6024 NE Glisan, 238-3514
I grew up near Chicago, and was weaned on deep-dish, inch-thick piecrust. But that doesn't mean I prefer it that way. No, I actually don't need to eat an entire loaf of bread with my pizza. Instead, I like my crust just hefty enough to carry its load of meat and vegetables--a mark that UFO hits exactly. The pizzas range from the simple Moon (just cheese) to the everything-but-the-kitchen-sink Galaxy (pepperoni, Canadian bacon, sausage, bell peppers, mushrooms, and olives).
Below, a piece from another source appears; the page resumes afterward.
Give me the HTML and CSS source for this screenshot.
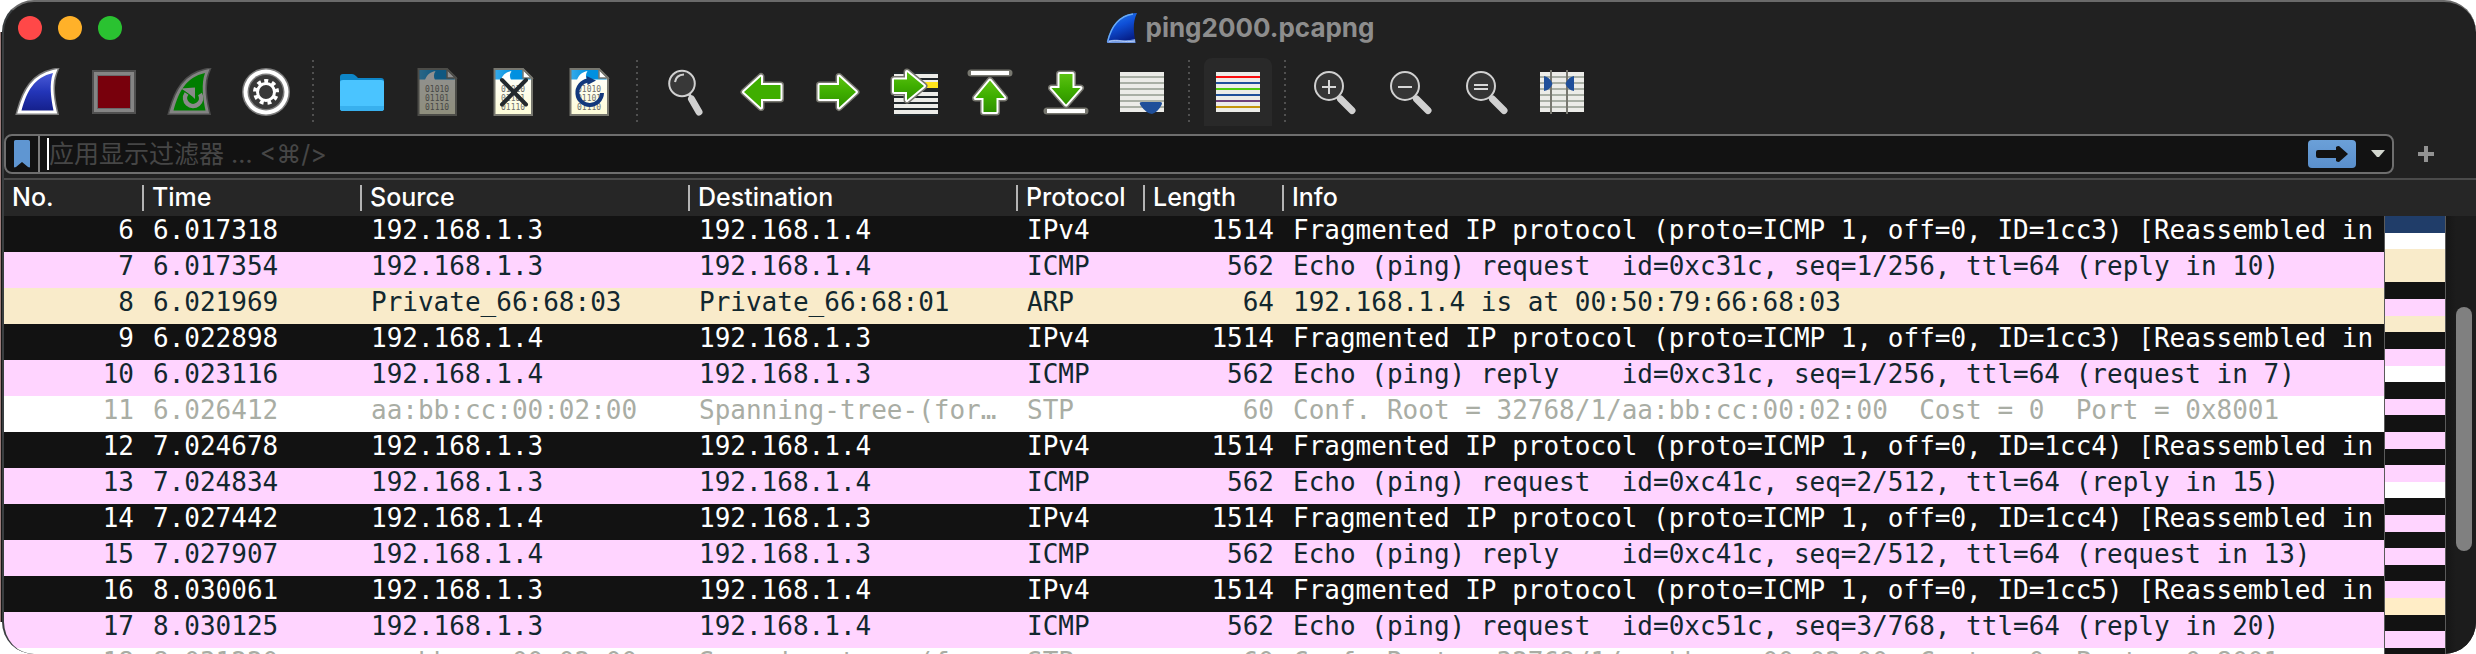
FILE: index.html
```
<!DOCTYPE html>
<html lang="zh-CN">
<head>
<meta charset="utf-8">
<title>ping2000.pcapng</title>
<link rel="stylesheet" href="styles.css">
</head>
<body>
<svg class="defs" width="0" height="0" aria-hidden="true">
  <defs>
    <linearGradient id="blueFin" x1="0" y1="0" x2="0" y2="1"><stop offset="0" stop-color="#4a5bd8"/><stop offset=".5" stop-color="#2335b8"/><stop offset="1" stop-color="#15208c"/></linearGradient>
    <linearGradient id="titleFin" x1="0" y1="0" x2=".4" y2="1"><stop offset="0" stop-color="#2a86f0"/><stop offset=".5" stop-color="#0f50d8"/><stop offset="1" stop-color="#06208a"/></linearGradient>
    <linearGradient id="greenArrow" x1="0" y1="0" x2="0" y2="1"><stop offset="0" stop-color="#5cc212"/><stop offset=".5" stop-color="#3fae00"/><stop offset="1" stop-color="#2f9200"/></linearGradient>
    <linearGradient id="paper" x1="0" y1="0" x2="0" y2="1"><stop offset="0" stop-color="#fff"/><stop offset="1" stop-color="#fdfcd8"/></linearGradient>
    <linearGradient id="sky" x1="0" y1="0" x2="1" y2="0"><stop offset="0" stop-color="#36aaea"/><stop offset=".5" stop-color="#0090e0"/><stop offset="1" stop-color="#0090e0"/></linearGradient>
    <g id="fin"><path d="M6.500 43C12 23 20 9 39.500 4.500C35 16 37 30 40 43z"/></g>
    <g id="file">
      <path d="M5.500 1H34L43 10V47H5.500z" fill="url(#paper)"/>
      <path d="M6 1H34L42 11.500H6z" fill="url(#sky)"/>
      <path d="M12 12C13.500 7 17 4 22.500 3C20.500 6 20.500 9 22 12z" fill="#fff"/>
      <path d="M34 1V10H43z" fill="#fff" stroke="#77776f" stroke-width="1.500"/>
      <path d="M5.500 1H34L43 10V47H5.500z" fill="none" stroke="#77776f" stroke-width="2"/>
      <g class="bits"><text x="12" y="24">01010</text><text x="12" y="33">01101</text><text x="12" y="42">01110</text></g>
    </g>
    <path id="arrow" d="M5.500 17H25V8.500L42 24L25 39.500V31H5.500z"/>
    <g id="lens">
      <path d="M30.500 31L42 42.500" stroke="#d0d0d0" stroke-width="7" stroke-linecap="round"/>
      <circle cx="19" cy="18" r="14" fill="#353535" stroke="#d0d0d0" stroke-width="2"/>
    </g>
  </defs>
</svg>

<main class="window">
  <header class="titlebar">
    <div class="lights">
      <button class="light light-close" aria-label="关闭"></button>
      <button class="light light-min" aria-label="最小化"></button>
      <button class="light light-max" aria-label="缩放"></button>
    </div>
    <h1 class="title">
      <svg width="32" height="32" viewBox="0 0 32 32" aria-hidden="true"><path d="M1 31C4 15 13 2 31 1C26 11 28 21 29.500 31z" fill="url(#titleFin)"/><path d="M1.500 30C5 15 13 4 27 2" fill="none" stroke="#67a9f5" stroke-width="1.500"/><path d="M1 31L2 28.500C10 26 18 30 29 27L29.500 31z" fill="#6f97e0"/><path d="M3 29.500C12 27 18 31 29 29" fill="none" stroke="#b5cbf5"/></svg>
      <span>ping2000.pcapng</span>
    </h1>
    <div class="title-end"></div>
  </header>

  <nav class="toolbar" aria-label="主工具栏">
    <button class="tool" aria-label="开始捕获"><svg viewBox="0 0 48 48"><use href="#fin" fill="none" stroke="#7c7c7c" stroke-width="8"/><use href="#fin" fill="url(#blueFin)" stroke="#fff" stroke-width="5"/><path d="M7.500 42.500C13 23 20 9.500 39 5C35 16 37 30 39.500 42.500z" fill="url(#blueFin)"/></svg></button>
    <button class="tool" aria-label="停止捕获"><svg viewBox="0 0 48 48"><path fill="#505050" d="M2 2h44v44H2z"/><path fill="#858585" d="M4 4h40v40H4z"/><path fill="#69696b" d="M7 7h34v34H7z"/><path fill="#78000c" d="M8 8h32v32H8z"/></svg></button>
    <button class="tool" aria-label="重新开始捕获"><svg viewBox="0 0 48 48"><use href="#fin" fill="none" stroke="#4c4c4c" stroke-width="8"/><use href="#fin" fill="none" stroke="#838383" stroke-width="5"/><path d="M7.500 42.500C13 23 20 9.500 39 5C35 16 37 30 39.500 42.500z" fill="#007d00"/><path d="M20.500 25.500A8 8 0 1 0 34 26" fill="none" stroke="#8a8a8a" stroke-width="4.500"/><path d="M15 20.500L29 19.500V31C26 28 21 24 15 20.500z" fill="#8a8a8a"/></svg></button>
    <button class="tool" aria-label="捕获选项"><svg viewBox="0 0 48 48"><circle cx="24" cy="24" r="24" fill="#7c7c7c"/><circle cx="24" cy="24" r="22.500" fill="#fff"/><circle cx="24" cy="24" r="18.500" fill="#7c7c7c"/><circle cx="24" cy="24" r="17" fill="#383838"/><circle cx="24" cy="24" r="11" fill="none" stroke="#fff" stroke-width="4" stroke-dasharray="3.840" transform="rotate(-99 24 24)"/><circle cx="24" cy="24" r="8.500" fill="none" stroke="#fff" stroke-width="3"/></svg></button>
    <span class="divider"></span>
    <button class="tool" aria-label="打开"><svg viewBox="0 0 48 48"><path d="M2 40V9Q2 6 5 6H14Q16 6 18 8L20 10H43Q46 10 46 13V40Q46 43 43 43H5Q2 43 2 40z" fill="#0e86c8"/><path d="M2 14Q2 12 5 12H43Q46 12 46 14V40Q46 43 43 43H5Q2 43 2 40z" fill="#4ac4ff"/><path d="M2 38H46V40Q46 43 43 43H5Q2 43 2 40z" fill="#38b0ee"/></svg></button>
    <button class="tool" aria-label="保存" disabled><svg viewBox="1 0 48 48"><use href="#file"/></svg></button>
    <button class="tool" aria-label="关闭文件"><svg viewBox="1 0 48 48"><use href="#file"/><path d="M13 12L37 36.500M37 12L13 36.500" stroke="#23292d" stroke-width="4" stroke-linecap="round"/></svg></button>
    <button class="tool" aria-label="重新加载"><svg viewBox="1 0 48 48"><use href="#file"/><path d="M23 12.500A12.300 12.300 0 1 0 37 25" fill="none" stroke="#12387c" stroke-width="4"/><path d="M21.500 8L31 12.500L22.500 17z" fill="#12387c"/></svg></button>
    <span class="divider"></span>
    <button class="tool" aria-label="查找"><svg viewBox="0 0 48 48"><path d="M29.500 31L37 44" stroke="#d0d0d0" stroke-width="7" stroke-linecap="round"/><path d="M27 26L30 31" stroke="#d0d0d0" stroke-width="3"/><circle cx="20" cy="15.500" r="12.800" fill="#383838" stroke="#d0d0d0" stroke-width="2"/><path d="M13 14Q14 7 22 6.500" fill="none" stroke="#d0d0d0" stroke-width="2"/></svg></button>
    <button class="tool" aria-label="后退"><svg viewBox="0 0 48 48" class="arrow"><g transform="rotate(180 24 24)"><use href="#arrow" class="edge"/><use href="#arrow" class="rim"/><use href="#arrow" fill="#3fae00"/></g></svg></button>
    <button class="tool" aria-label="前进"><svg viewBox="0 0 48 48" class="arrow"><use href="#arrow" class="edge"/><use href="#arrow" class="rim"/><use href="#arrow" fill="url(#greenArrow)"/></svg></button>
    <button class="tool" aria-label="转到分组"><svg viewBox="0 0 48 48"><path fill="#20272a" d="M4 4h44v44H4z"/><path fill="#ecece8" d="M4 6h44v4H4zM4 12h44v4H4zM4 24h44v4H4zM4 30h44v4H4zM4 36h44v4H4zM4 42h44v4H4z"/><path fill="#ffe41c" d="M34 14h14v6H34z"/><g class="arrow"><path class="edge" d="M4 11.500H17V4L34 18L17 32V24H4z"/><path class="rim" d="M4 11.500H17V4L34 18L17 32V24H4z"/><path fill="url(#greenArrow)" d="M4 11.500H17V4L34 18L17 32V24H4z"/></g></svg></button>
    <button class="tool" aria-label="第一个分组"><svg viewBox="0 0 48 48" class="arrow"><path d="M5 5H43" stroke="#77776f" stroke-width="7" stroke-linecap="round"/><path d="M5 5H43" stroke="#fff" stroke-width="4"/><path class="edge" d="M24 12.500L38.500 30H30.500V44H17.500V30H9.500z"/><path class="rim" d="M24 12.500L38.500 30H30.500V44H17.500V30H9.500z"/><path fill="url(#greenArrow)" d="M24 12.500L38.500 30H30.500V44H17.500V30H9.500z"/></svg></button>
    <button class="tool" aria-label="最新分组"><svg viewBox="0 0 48 48" class="arrow"><path d="M5 43H43" stroke="#77776f" stroke-width="7" stroke-linecap="round"/><path d="M5 43H43" stroke="#fff" stroke-width="4"/><path class="edge" d="M24 36.500L38.500 20H30.500V6H17.500V20H9.500z"/><path class="rim" d="M24 36.500L38.500 20H30.500V6H17.500V20H9.500z"/><path fill="url(#greenArrow)" d="M24 36.500L38.500 20H30.500V6H17.500V20H9.500z"/></svg></button>
    <button class="tool" aria-label="自动滚动"><svg viewBox="0 0 48 48"><path fill="#ecece8" d="M2 4h44v40H2z"/><path fill="#a9afa5" d="M2 8h44v2H2zM2 14h44v2H2zM2 20h44v2H2zM2 26h44v2H2zM2 32h44v2H2zM2 38h44v2H2z"/><path fill="#1f4f9a" d="M24 34H42Q45 34 43.500 37Q40 44 34 46Q28 45 23 38Q20 34 24 34z"/></svg></button>
    <span class="divider"></span>
    <button class="tool tool-on" aria-label="着色规则" aria-pressed="true"><svg viewBox="0 0 48 48"><path fill="#ecece8" d="M2 4h44v40H2z"/><path fill="#fb0d0d" d="M2 8h44v2H2z"/><path fill="#1f4f9a" d="M2 14h44v2H2zM2 26h44v2H2z"/><path fill="#4ccc0a" d="M2 20h44v2H2z"/><path fill="#6e3f78" d="M2 32h44v2H2z"/><path fill="#c4940a" d="M2 38h44v2H2z"/></svg></button>
    <span class="divider"></span>
    <button class="tool" aria-label="放大"><svg viewBox="0 0 48 48"><use href="#lens"/><path d="M12 19h14M19 12v14" stroke="#d8d8d8" stroke-width="2"/></svg></button>
    <button class="tool" aria-label="缩小"><svg viewBox="0 0 48 48"><use href="#lens"/><path d="M12 19h14" stroke="#d8d8d8" stroke-width="2"/></svg></button>
    <button class="tool" aria-label="正常大小"><svg viewBox="0 0 48 48"><use href="#lens"/><path d="M12 17h14M12 21h14" stroke="#d8d8d8" stroke-width="2"/></svg></button>
    <button class="tool" aria-label="调整列宽"><svg viewBox="0 0 48 48"><path fill="#ecece8" d="M2 4h44v40H2z"/><path fill="#a9afa5" d="M2 8h44v2H2zM2 14h44v2H2zM2 20h44v2H2zM2 26h44v2H2zM2 32h44v2H2zM2 38h44v2H2z"/><path fill="#77776f" d="M12 2h2v44h-2zM28 2h2v44h-2z"/><path fill="#1f4f9a" d="M6 8Q12 9 14.500 16Q12 22 6 23zM36 8Q30 9 27.500 16Q30 22 36 23z"/></svg></button>
  </nav>

  <form class="filter">
    <div class="filter-box">
      <button type="button" class="bookmark" aria-label="书签"><svg width="16" height="28" viewBox="0 0 16 28"><path d="M0 1.500Q0 0 1.500 0H14.500Q16 0 16 1.500V26.500Q16 28 14 27L8 22L2 27Q0 28 0 26.500z" fill="#5f96d2"/></svg></button>
      <input class="filter-input" type="text" aria-label="显示过滤器" placeholder="应用显示过滤器 … &lt;⌘/&gt;">
      <button type="button" class="apply" aria-label="应用"><svg width="32" height="16" viewBox="0 0 32 16"><path d="M2 4H20V1Q21 0 23 0L32 8L23 16Q21 16 20 15V12H2Q0 12 0 10V6Q0 4 2 4z" fill="#121212"/></svg></button>
      <button type="button" class="history" aria-label="历史"><svg width="14" height="8" viewBox="0 0 14 8"><path d="M0 0H14L8 7H6z" fill="#d3d7cf"/></svg></button>
    </div>
    <button type="button" class="add" aria-label="添加过滤器"><svg width="16" height="16" viewBox="0 0 16 16"><path d="M6 0h4v6h6v4h-6v6H6v-6H0V6h6z" fill="#929292"/></svg></button>
  </form>

  <section class="packets">
    <table class="list">
      <colgroup><col class="c-no"><col class="c-time"><col class="c-addr"><col class="c-addr"><col class="c-proto"><col class="c-len"><col></colgroup>
      <thead>
        <tr><th>No.</th><th>Time</th><th>Source</th><th>Destination</th><th>Protocol</th><th>Length</th><th>Info</th></tr>
      </thead>
      <tbody>
        <tr class="frag"><td class="num">6</td><td>6.017318</td><td>192.168.1.3</td><td>192.168.1.4</td><td>IPv4</td><td class="num">1514</td><td>Fragmented IP protocol (proto=ICMP 1, off=0, ID=1cc3) [Reassembled in</td></tr>
        <tr class="icmp"><td class="num">7</td><td>6.017354</td><td>192.168.1.3</td><td>192.168.1.4</td><td>ICMP</td><td class="num">562</td><td>Echo (ping) request  id=0xc31c, seq=1/256, ttl=64 (reply in 10)</td></tr>
        <tr class="arp"><td class="num">8</td><td>6.021969</td><td>Private_66:68:03</td><td>Private_66:68:01</td><td>ARP</td><td class="num">64</td><td>192.168.1.4 is at 00:50:79:66:68:03</td></tr>
        <tr class="frag"><td class="num">9</td><td>6.022898</td><td>192.168.1.4</td><td>192.168.1.3</td><td>IPv4</td><td class="num">1514</td><td>Fragmented IP protocol (proto=ICMP 1, off=0, ID=1cc3) [Reassembled in</td></tr>
        <tr class="icmp"><td class="num">10</td><td>6.023116</td><td>192.168.1.4</td><td>192.168.1.3</td><td>ICMP</td><td class="num">562</td><td>Echo (ping) reply    id=0xc31c, seq=1/256, ttl=64 (request in 7)</td></tr>
        <tr class="stp"><td class="num">11</td><td>6.026412</td><td>aa:bb:cc:00:02:00</td><td>Spanning-tree-(for…</td><td>STP</td><td class="num">60</td><td>Conf. Root = 32768/1/aa:bb:cc:00:02:00  Cost = 0  Port = 0x8001</td></tr>
        <tr class="frag"><td class="num">12</td><td>7.024678</td><td>192.168.1.3</td><td>192.168.1.4</td><td>IPv4</td><td class="num">1514</td><td>Fragmented IP protocol (proto=ICMP 1, off=0, ID=1cc4) [Reassembled in</td></tr>
        <tr class="icmp"><td class="num">13</td><td>7.024834</td><td>192.168.1.3</td><td>192.168.1.4</td><td>ICMP</td><td class="num">562</td><td>Echo (ping) request  id=0xc41c, seq=2/512, ttl=64 (reply in 15)</td></tr>
        <tr class="frag"><td class="num">14</td><td>7.027442</td><td>192.168.1.4</td><td>192.168.1.3</td><td>IPv4</td><td class="num">1514</td><td>Fragmented IP protocol (proto=ICMP 1, off=0, ID=1cc4) [Reassembled in</td></tr>
        <tr class="icmp"><td class="num">15</td><td>7.027907</td><td>192.168.1.4</td><td>192.168.1.3</td><td>ICMP</td><td class="num">562</td><td>Echo (ping) reply    id=0xc41c, seq=2/512, ttl=64 (request in 13)</td></tr>
        <tr class="frag"><td class="num">16</td><td>8.030061</td><td>192.168.1.3</td><td>192.168.1.4</td><td>IPv4</td><td class="num">1514</td><td>Fragmented IP protocol (proto=ICMP 1, off=0, ID=1cc5) [Reassembled in</td></tr>
        <tr class="icmp"><td class="num">17</td><td>8.030125</td><td>192.168.1.3</td><td>192.168.1.4</td><td>ICMP</td><td class="num">562</td><td>Echo (ping) request  id=0xc51c, seq=3/768, ttl=64 (reply in 20)</td></tr>
        <tr class="stp"><td class="num">18</td><td>8.031220</td><td>aa:bb:cc:00:02:00</td><td>Spanning-tree-(for…</td><td>STP</td><td class="num">60</td><td>Conf. Root = 32768/1/aa:bb:cc:00:02:00  Cost = 0  Port = 0x8001</td></tr>
      </tbody>
    </table>
    <div class="side">
      <div class="side-head"></div>
      <div class="minimap" aria-hidden="true">
        <i class="m-sel"></i><i class="stp"></i><i class="arp m-two"></i><i class="frag"></i><i class="icmp"></i><i class="arp"></i><i class="frag"></i><i class="icmp"></i><i class="stp"></i><i class="frag"></i><i class="icmp"></i><i class="frag"></i><i class="icmp"></i><i class="frag"></i><i class="icmp"></i><i class="stp"></i><i class="frag"></i><i class="icmp"></i><i class="frag"></i><i class="icmp"></i><i class="frag"></i><i class="icmp"></i><i class="m-mark"></i><i class="frag"></i><i class="icmp"></i><i class="frag m-last"></i>
      </div>
      <div class="scrollbar"><div class="thumb"></div></div>
    </div>
  </section>
</main>
</body>
</html>
```
FILE: styles.css
```
* { box-sizing: border-box; }

body {
  margin: 0;
  padding-left: 2px;
  height: 100vh;
  overflow: hidden;
  background: linear-gradient(90deg, #9c7d7c 1px, #161616 1px) 0 32px / 2px calc(100% - 64px) no-repeat #fff;
  font-family: Inter, "Noto Sans CJK SC", sans-serif;
  font-size: 26px;
}

button {
  padding: 0;
  border: 0;
  background: none;
  font: inherit;
}

svg { display: block; }
.defs { position: absolute; }

.window {
  display: flex;
  flex-direction: column;
  height: 100%;
  overflow: hidden;
  border-top: 2px solid #6a6a6a;
  border-left: 2px solid #3a3e40;
  border-radius: 32px;
  background: #212121;
}

/* Title bar */
.titlebar {
  display: grid;
  grid-template-columns: 1fr auto 1fr;
  align-items: center;
  flex: none;
  height: 52px;
  margin-bottom: 4px;
}
.lights {
  display: flex;
  gap: 16px;
  padding-left: 14px;
}
.light {
  width: 24px;
  height: 24px;
  border-radius: 50%;
}
.light-close { background: #ff4848; }
.light-min { background: #ffb129; }
.light-max { background: #2ac231; }
.title {
  display: flex;
  align-items: center;
  gap: 8px;
  margin: 0;
  color: #8d8d8d;
  font-size: 26px;
  font-weight: 700;
  line-height: 32px;
}

/* Toolbar */
.toolbar {
  display: flex;
  flex: none;
  gap: 8px;
  height: 76px;
}
.tool {
  display: grid;
  place-items: center;
  flex: none;
  width: 68px;
  height: 68px;
}
.tool svg {
  width: 48px;
  height: 48px;
}
.tool:disabled svg { opacity: .5; }
.tool-on {
  border-radius: 8px 8px 0 0;
  background: #292929;
}
.divider {
  flex: none;
  width: 12px;
  height: 64px;
  margin-top: 2px;
  background: repeating-linear-gradient(#505050 0 2px, transparent 2px 6px) 4px 0 / 2px 100% no-repeat;
}
.bits {
  fill: #6f6f6b;
  font: 8px "DejaVu Sans Mono", monospace;
}
.arrow { stroke-linejoin: round; }
.edge {
  fill: none;
  stroke: #77776f;
  stroke-width: 7px;
}
.rim {
  fill: none;
  stroke: #fff;
  stroke-width: 4px;
}

/* Display filter */
.filter {
  display: flex;
  flex: none;
  align-items: center;
  height: 40px;
  margin-bottom: 4px;
}
.filter-box {
  display: flex;
  align-items: center;
  flex: 1;
  height: 40px;
  border: 2px solid #6e6e6e;
  border-radius: 8px;
  background: #121212;
}
.bookmark {
  display: grid;
  place-items: center;
  width: 34px;
  height: 36px;
  border-right: 2px solid #7c7c7c;
}
.filter-input {
  flex: 1;
  min-width: 0;
  height: 32px;
  margin-left: 7px;
  padding: 0;
  border: 0;
  border-left: 2px solid #fff;
  outline: 0;
  background: none;
  color: #fff;
  font: 25px Inter, "Noto Sans CJK SC", "DejaVu Sans", sans-serif;
}
.filter-input::placeholder {
  color: #464646;
  opacity: 1;
}
.apply {
  display: grid;
  place-items: center;
  width: 48px;
  height: 28px;
  border-radius: 4px;
  background: linear-gradient(#6ba0d8, #5a8fcc);
}
.history {
  display: grid;
  place-items: center;
  width: 36px;
  height: 28px;
  padding-left: 8px;
}
.add {
  display: grid;
  place-items: center;
  width: 64px;
  height: 40px;
  margin-right: 18px;
}

/* Packet list */
.packets {
  display: flex;
  flex: 1;
  min-height: 0;
  border-top: 2px solid #4b4b4b;
  overflow: hidden;
}
.list {
  flex: 1;
  width: 0;
  align-self: flex-start;
  border-collapse: collapse;
  table-layout: fixed;
}
.c-no { width: 140px; }
.c-time { width: 218px; }
.c-addr { width: 328px; }
.c-proto { width: 127px; }
.c-len { width: 139px; }

th {
  height: 36px;
  padding: 0 10px 2px 8px;
  background: linear-gradient(#b4b4b4, #b4b4b4) right 5px / 2px 26px no-repeat #262626;
  color: #fff;
  font-weight: 500;
  font-size: 25px;
  line-height: 34px;
  text-align: left;
  white-space: nowrap;
}
th:last-child { background: #262626; }
td {
  height: 36px;
  padding: 0 10px 8px 9px;
  overflow: hidden;
  font: 26px/28px "DejaVu Sans Mono", monospace;
  white-space: pre;
}
td:last-child { padding-right: 0; }
.num { text-align: right; }

.frag { background: #121212; color: #fff; }
.icmp { background: #ffd4ff; color: #12272e; }
.arp { background: #f9ebca; color: #12272e; }
.stp { background: #fff; color: #a9ada4; }

.side {
  display: grid;
  grid-template-columns: 62px 30px;
  grid-template-rows: 36px 1fr;
  flex: none;
}
.side-head {
  grid-column: 1 / -1;
  background: #262626;
}
.minimap {
  display: flex;
  flex-direction: column;
  border: solid #5a5a5a;
  border-width: 0 1px;
}
.minimap i { flex: 1; }
.minimap .m-two { flex: 2; }
.minimap .m-last { flex: none; height: 6px; }
.m-sel { background: #203d69; }
.m-mark { background: #ffedc6; }
.scrollbar {
  padding: 91px 4px 0 10px;
  background: linear-gradient(90deg, #161616, #1c1c1c 10px);
}
.thumb {
  height: 244px;
  border-radius: 8px;
  background: #808080;
}
```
No yuppie gimmicks like pesto and pine nuts here--just down-to-earth, good pizza. PB
2924 E Burnside, 236-1790
The food is not as super-spicy as I'd like, but it's damn good regardless. Most of the dishes are up to the standards of Americanized, greasy Indian-food goodness with a balanced seasoning of dry Garam Masala, cumin, coriander, and chili powder. The distinctions end there, as the dishes tend to blend together into a sweetly rich taste that is cut beautifully by plates full of delicately steamed, sticky rice. Since everything is good and greasy, I generally like to stick with the classics, like the Matar Paneer--cubes of dense cheese and peas, cooked slowly in a yogurt gravy with ground spinach. I also highly recommend the Murgh Pakora: marinated chunks of chicken breast fried to a spicy, delicate crisp. KD
Kanzeon in the Kitchen
www.dharma-rain.org for reservations, Feb. 8th, SE 25th & Madison
Love vegetarian food, love Buddhism? Support the Dharma Rain Center (a meditation/Zen center) by eating their cooking. The banquet offers four dishes with influences from the Mediterranean (navy bean and sundried tomato calzone) to Southeast Asian (spring rolls with BBQ tofu) to Latin American (cocoa-sesame mole over veggie and bean stuffed dough shells) to Local Fusion (hazelnut and fake ham stuffed pepper), and proceeds go to support the center. Plus, you get to eat in the dope looking meditation hall. $25 per person, $40 per couple.